Dalam hal ini saya akan menganalogikan isu terhangat sebagai acuan baru. Yaitu pemerintah, dan produk gagalnya (R)UU Cipta Kerja atau lebih dikenal dengan Omnibus Law. Dengan beberapa pendekatan yang elegan dan sesuai konsep dasar sastra. Baik itu dari segi teori, kritik, dan sejarah. Pemerintah dan produknya merupakan unsur yang sangat kompleks dan sempurna dalam pandangan sastra yang sedang dibahas. Unsur-unsurnya pun sangat lengkap. Baik dari unsur intrinsik sastra itu sendiri, maupun unsur ekstrinsik sastra. Pemerintah dan produknya, bisa dikatakan regenerasi sastra atau objek sastra yang sangat estetis dan estetika dan new object, mengandung nilai filosofi yang tinggi, dan peminat yang sangat banyak. Coba kita bayangkan jika ada produk sastra yang melibatkan objek yang nyata. Mulai dari tindakan, pencapaian, sebab akibat, dan penyelesaian yang sempurna.

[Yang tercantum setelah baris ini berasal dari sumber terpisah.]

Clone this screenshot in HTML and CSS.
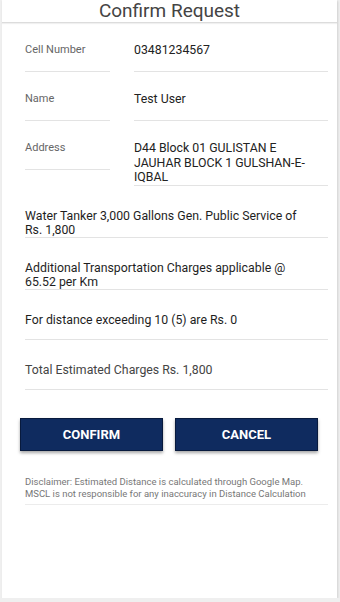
FILE: index.html
```html
<!DOCTYPE html>
<html lang="en">
<head>
<meta charset="UTF-8">
<meta name="viewport" content="width=device-width, initial-scale=1.0">
<title>Confirm Request</title>
<link rel="stylesheet" href="styles.css">
</head>
<body>

<div class="screen">
  <div class="title-bar">Confirm Request</div>

  <div class="request-body">
    <div class="field-row">
      <div class="field-label">Cell Number</div>
      <div class="field-value">03481234567</div>
    </div>
    <div class="field-row">
      <div class="field-label">Name</div>
      <div class="field-value">Test User</div>
    </div>
    <div class="field-row">
      <div class="field-label">Address</div>
      <div class="field-value">D44 Block 01 GULISTAN E JAUHAR BLOCK 1 GULSHAN-E-IQBAL</div>
    </div>

    <div class="info-row">Water Tanker 3,000 Gallons Gen. Public Service of Rs. 1,800</div>
    <div class="info-row">Additional Transportation Charges applicable @ 65.52 per Km</div>
    <div class="info-row">For distance exceeding 10 (5) are Rs. 0</div>
    <div class="info-row info-total">Total Estimated Charges Rs. 1,800</div>

    <div class="button-row">
      <button class="action-btn" id="confirmButton">CONFIRM</button>
      <button class="action-btn" id="cancelButton">CANCEL</button>
    </div>

    <p class="disclaimer">Disclaimer: Estimated Distance is calculated through Google Map. MSCL is not responsible for any inaccuracy in Distance Calculation</p>
  </div>
</div>

</body>
</html>
```

FILE: styles.css
```css
/* --- Basic Setup --- */
body {
  margin: 0;
  font-family: Roboto, "Liberation Sans", Arial, sans-serif;
  background-color: #efefef;
  color: #222;
}

/* --- Card that holds the whole screen --- */
.screen {
  margin: 0 3px 0 2px;
  height: 598px;
  background-color: #fff;
  box-shadow: 1px 1px 2px rgba(0, 0, 0, 0.12);
}

.title-bar {
  height: 22px;
  line-height: 22px;
  text-align: center;
  font-size: 19px;
  color: #444;
  border-bottom: 1px solid #dcdcdc;
  box-shadow: 0 1px 1px rgba(0, 0, 0, 0.06);
}

.request-body {
  padding: 0 9px 0 23px;
}

/* --- Label / value rows --- */
.field-row {
  display: grid;
  grid-template-columns: 85px 1fr;
  column-gap: 24px;
  align-items: start;
}

.field-label,
.field-value {
  padding-top: 20px;
  min-height: 28px;
  border-bottom: 1px solid #e3e3e3;
}

.field-label {
  font-size: 11px;
  line-height: 14px;
  color: #666;
}

.field-value {
  padding-right: 14px;
  font-size: 12.3px;
  line-height: 14.5px;
  color: #222;
}

/* --- Full width text rows --- */
.info-row {
  padding: 23px 18px 0 0;
  min-height: 26px;
  font-size: 12.3px;
  line-height: 14px;
  color: #1e1e1e;
  border-bottom: 1px solid #e3e3e3;
}

.info-total {
  color: #444;
}

/* --- Buttons --- */
.button-row {
  display: grid;
  grid-template-columns: 1fr 1fr;
  column-gap: 12px;
  margin: 28px 10px 0 -5px;
}

.action-btn {
  height: 33px;
  background-color: #0f2b5f;
  border: 1px solid #081a3d;
  color: #fff;
  font-family: Roboto, "Liberation Sans", Arial, sans-serif;
  font-size: 13px;
  font-weight: 700;
  box-shadow: 0 2px 3px rgba(0, 0, 0, 0.35);
  cursor: pointer;
}

.disclaimer {
  margin: 25px 0 0;
  padding: 0 20px 4px 0;
  font-size: 9.5px;
  line-height: 12px;
  color: #777;
  border-bottom: 1px solid #ececec;
}
```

Pemerintah dan produk gagalnya bisa dikatakan sebagai acuan yang sempurna dalam membuat dekonstruksi baru dalam dunia sastra. Kita tidak bisa memungkiri, bahwasannya eksistensi sastra di era ini hampir memudar. Bahkan di lembaga pendidikan sendiri wujud sastra itu hampir punah. Bahkan ada yang berangapan sastra itu hanya gumpalan kata-kata yang tidak berguna, dan lebih parahnya lagi, banyak orang yang sok sastrawan, pakar sastra, yang membuat produk sastra tanpa mengetahui prinsip ilmu sastra. Ia hanya mengetahui sastra dari cerpen, puisi, novel dan beberapa peninggalan sejarah kuno. Bahkan banyak produk sastra yang keluar dari fungsi sastra itu sendiri.
Untuk itu, mari kita lihat bagaimana sastra menawarkan solusi dan memberikan kritik yang estetis dalam masalah ini. Pertama, RUU Cipta Kerja sebagai produk yang dihasilkan oleh pemerintah, ibarat karya sastra yang dihasilkan oleh penulis. Jika penulis menghasilkan karya sastra yang berbobot dan mengandung nilai-nilai kemanusian yang tinggi, sebaliknya pemerintah membuat produk yang memiliki kadar komposisi yang tidak berbobot, dan tidak manusiawi, ia hanya mementingkan kepentingan yang hampir sama dengan pengarang/penulis dalam karya sastra yang membuat karya sastra nampak begitu indah untuk menghipnotis para pembacanya. Di sini terdapat kesamaan antara sastra dan pemerintah dalam menghasilkan sebuah produk. Dari komposisi yang ditawarkan, dan kerumitan penulisan/alur cerita yang dibuat, dan cara menarik massa untuk membuat kekacauan demi keuntungan yang lebih besar. Segala kekacauan yang dilakukan oleh pemerintah merupakan kepentingan semata, tapi dibalut dengan kata-kata yang indah agar tidak terlalu rumit dan terlihat harmonis. Dengan dalih pro rakyat tapi membuat kebijakan pro perutnya sendiri.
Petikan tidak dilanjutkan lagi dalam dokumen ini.